Hareketli bir yer. Eminönü Meydanı kadar olmasa da kalabalık. İnsanlar düzgün giyimli, ölçülü davranışlara sahip, görgülü, alçakgönüllü orta sınıf. Çoğu genç. Elini kolunu poşetlerle dolduran yok. Bakıp fiyat yokluyorlar, birkaç yere soruyorlar, karşılaştırıyor, abartmadan pazarlık ediyorlar. Giysi ve ayakkabı dükkanları hem kalite hem fiyat bakımından fena değil. Ev gereksinimleriyle mutfak eşyası satan iki üç büyücek mağaza var. Ancak ağırlığın elektronikçilerde olduğu fark ediliyor. Bir de üç adımda kendini gösteren bankalar. Neredeyse hepsinin şubesi mevcut. Yiyecek içecek yerleri sıradan. Öyle vitrininin önünde durduracak çapta pastane de göze çarpmıyor. Cadde genel olarak hoş doğrusu. Arnavut kaldırımlı, trafiğe kapalı. Kısaymış, hemen sonuna geldiniz. Dönüp biraz içerilere, paralelindeki genişçe caddeye sapıyorsunuz. Ortalık tenhalaştı. Araçlar geçiyor ama trafik sıkışıklığı yok. Hasan Ali Yücel Kültür Merkezi karşınıza çıkıveriyor. Çarşı merkezinde olması dikkat çekici. Kadıköy Meydanındaki Haldun Taner Sahnesi gibi fakat daha küçük ölçekli. Yolun karşısında artık işlevi olmayan tren yolu, onun ardındaysa minibüs caddesi yer alıyor. Bakınıyorsunuz, elektronik eşya satışı yine yoğunlukta. Çiçekçi, kapsamlı bir şarküteri falan yok. Dostlara hediye bulunabilecekmiş gibi görünmüyor.

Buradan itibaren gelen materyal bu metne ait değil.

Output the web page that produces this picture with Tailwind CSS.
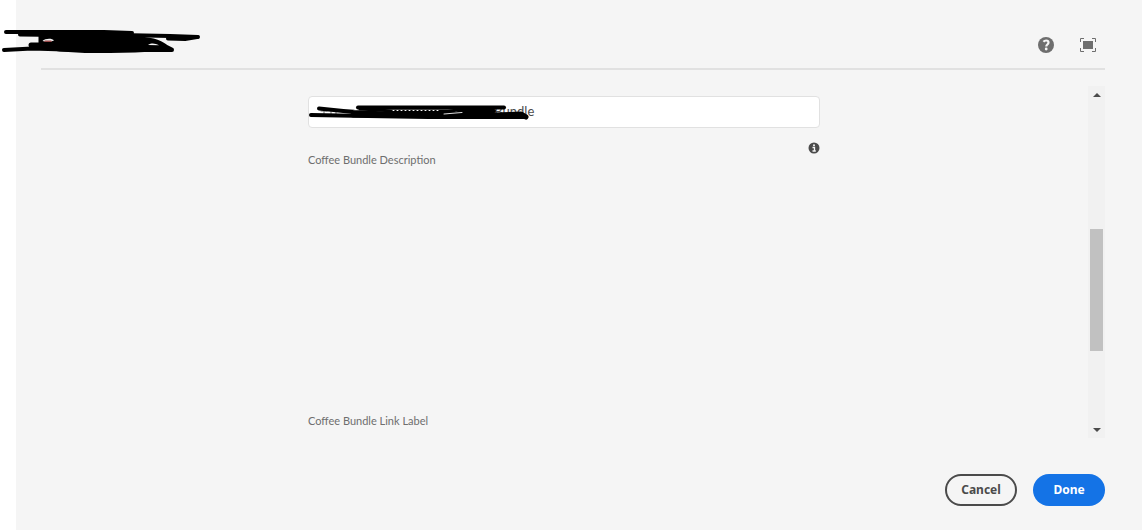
<!DOCTYPE html>
<html lang="en" class="h-full">
<head>
<meta charset="UTF-8">
<meta name="viewport" content="width=device-width, initial-scale=1.0">
<title>Coffee Bundle</title>
<script src="https://cdn.jsdelivr.net/npm/@tailwindcss/browser@4"></script>
</head>
<body class="h-full bg-white pl-4 font-['Noto_Sans',sans-serif] text-[#4b4b4b]">

<form class="relative flex min-h-full flex-col bg-[#f5f5f5] pr-[37px] pb-6 pl-[25px]">
  <header class="flex h-[70px] items-center justify-end gap-[26px] border-b-2 border-[#e1e1e1] pt-[22px] pr-[9px]">
    <button type="button" aria-label="Help" class="size-4">
      <svg viewBox="0 0 16 16" class="size-4">
        <circle cx="8" cy="8" r="8" fill="#6e6e6e"/>
        <path d="M5.400 4.800C6.200 3.900 7 3.500 8.100 3.500c1.500 0 2.400.8 2.400 2 0 1.900-2.200 2-2.200 3.900" fill="none" stroke="#f5f5f5" stroke-width="2.200"/>
        <circle cx="8.200" cy="12" r="1.400" fill="#f5f5f5"/>
      </svg>
    </button>
    <button type="button" aria-label="Toggle fullscreen" class="size-4">
      <svg viewBox="0 0 16 16" class="size-4">
        <path d="M4 1.500H.5V5M12 1.500h3.500V5M4 14.500H.5V11M12 14.500h3.500V11" fill="none" stroke="#6e6e6e"/>
        <rect x="3" y="4" width="10" height="8" fill="#6e6e6e"/>
      </svg>
    </button>
  </header>

  <!-- marker strokes over the title -->
  <svg viewBox="0 0 204 60" class="absolute top-0 -left-4 h-[60px] w-[204px]" fill="none" stroke="#000" stroke-linecap="round" stroke-linejoin="round" aria-hidden="true">
    <path d="M6 32H104L132 33" stroke-width="4"/>
    <path d="M20 34.500L60 35L120 35L170 36L198 37" stroke-width="4"/>
    <path d="M168 38.500L185 39L197 37" stroke-width="4"/>
    <path d="M4 50L32 48.500L80 50L130 50L172 50" stroke-width="4"/>
    <path d="M31 45H42" stroke-width="5"/>
    <path d="M40 35L120 34L134 38C148 38 160 41 166 46L172 49L135 51L110 51.500L85 51.500L60 50L40 47Z" fill="#000" stroke-width="3"/>
    <path d="M42.500 41C45 38.500 52 38 54 40.500L51 41.500H45Z" fill="#f5f5f5" stroke="none"/>
    <path d="M45 41.200H51" stroke="#9a4a4a" stroke-width="1.500"/>
    <path d="M148 45C152 42.500 155 43.500 159 45.300Z" fill="#f5f5f5" stroke="none"/>
  </svg>

  <div class="mt-4 flex flex-1">
    <div class="flex-1 pr-px">
      <div class="mx-auto w-full max-w-lg pt-[10px]">
        <div class="relative">
          <input type="text" aria-label="Coffee Bundle Title" value="Coffee Bundle" class="block h-8 w-full rounded border border-[#e1e1e1] bg-white pb-0.5 pl-36 font-[Lato,sans-serif] text-[13px] text-[#4b4b4b] outline-none">
          <svg viewBox="0 0 230 32" class="pointer-events-none absolute top-0 left-0 h-8 w-[230px]" fill="none" stroke="#000" stroke-linecap="round" stroke-linejoin="round" aria-hidden="true">
            <path d="M13 15H19M16 15V19M23 14V19M28 16V19M35 14H46" stroke="#6e6e6e" stroke-width="1"/>
            <path d="M11 12.500L45 16L90 18L150 18L185 18" stroke-width="4"/>
            <path d="M3 19L60 20L120 21L170 21L218 21" stroke-width="4"/>
            <path d="M50 11.500H110L196 11.500" stroke-width="4"/>
            <path d="M52 13L85 15L140 15L175 12" stroke-width="3"/>
            <path d="M45 19L140 19L185 19L213 18L218 21" stroke-width="5"/>
            <path d="M150 14H166L186 15" stroke-width="4"/>
            <path d="M85 14.500H130" stroke="#fff" stroke-width="1" stroke-dasharray="1 3"/>
            <path d="M136 18L154 16.500" stroke="#ddd" stroke-width="1"/>
          </svg>
        </div>
        <div class="mt-[14px] flex justify-between">
          <label for="description" class="pt-[10px] font-[Lato,sans-serif] text-[11px] leading-4 text-[#6e6e6e]">Coffee Bundle Description</label>
          <button type="button" aria-label="Description info" class="size-3">
            <svg viewBox="0 0 12 12" class="size-3">
              <circle cx="6" cy="6" r="5.500" fill="#4b4b4b"/>
              <path d="M4.500 5.500H6.500V9M4.500 9H7.800" fill="none" stroke="#f5f5f5" stroke-width="1.300"/>
              <circle cx="6" cy="3.200" r="1" fill="#f5f5f5"/>
            </svg>
          </button>
        </div>
        <textarea id="description" class="block h-[245px] w-full resize-none bg-transparent outline-none"></textarea>
        <p class="font-[Lato,sans-serif] text-[11px] leading-4 text-[#6e6e6e]">Coffee Bundle Link Label</p>
      </div>
    </div>

    <div class="flex w-[17px] flex-col items-center bg-[#f1f1f1]">
      <button type="button" aria-label="Scroll up" class="flex h-[17px] w-full items-center justify-center">
        <svg viewBox="0 0 8 4" class="h-1 w-2" fill="#4b4b4b"><path d="M0 4L4 0L8 4Z"/></svg>
      </button>
      <div class="w-full flex-[126]"></div>
      <div class="w-[13px] flex-[122] bg-[#c1c1c1]"></div>
      <div class="w-full flex-[70]"></div>
      <button type="button" aria-label="Scroll down" class="flex h-[17px] w-full items-center justify-center">
        <svg viewBox="0 0 8 4" class="h-1 w-2" fill="#4b4b4b"><path d="M0 0L4 4L8 0Z"/></svg>
      </button>
    </div>
  </div>

  <footer class="mt-9 flex justify-end gap-4">
    <button type="button" class="h-8 w-[72px] rounded-full border-2 border-[#4b4b4b] text-[12px] font-bold text-[#4b4b4b]">Cancel</button>
    <button type="submit" class="h-8 w-[72px] rounded-full bg-[#1473e6] text-[12px] font-bold text-white">Done</button>
  </footer>
</form>

</body>
</html>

            Şu çok meydanlı ve çok merkezli İstanbul kentinde Kartal çarşısı ilçe meydanının büyüklüğüne, bölgenin nüfusuna, çevrede inşa edilmiş pek çok modern konuta oranla ufak kalıyor. Üstelik yakın zamanda gelişip çekici hale gelecekmiş gibi de görünmüyor. Bunda iki etken ön planda rol oynuyor sanırım. İlki metropolün doğu sınırına çok yakın olması (serhat şehirlerinin kendileri de çarşıları da her zaman alçakgönüllüdür), ikincisiyse adı Kadıköy – Kartal metrosu olmasına rağmen yeni yapılan raylı sistemin buraya erişmemesi hatta başka araçlarla bağlantısının bile olmaması. Yeterli donanımdaki iskeleye gelince: Seyrek sefer sayılı Yalova feribotu ile Büyükada, Heybeliada motor taşımacılığı dışında ıssız. Çarşının ulaşımı zor. Dolayısıyla sadece yanıbaşında oturanlarca kullanılıyor. Onlara gündelik gereksinimlerini karşılamak için yetiyor. Semt dışından geleni gideni yok. Talep artmayınca esnaf işini büyütmeye çalışmıyor, dükkanlar çeşitlenmiyor. İnsan düşünüyor; yerleşim açısından önemsenen, konut yatırımına öncelik verilen bir ilçenin merkezine neden ulaşım kolaylaştırılmaz? Olmadık sapa yerlere AVM yapılırken buraya neden düşünülmez? Hani ticaret önemliydi?


            İstanbul’u simli bir kumaş gibi düşünecek olursak Kartal çarşısı dokumanın sanki özellikle işlenmeden bırakılmış pırıltısız kısmına denk geliyor.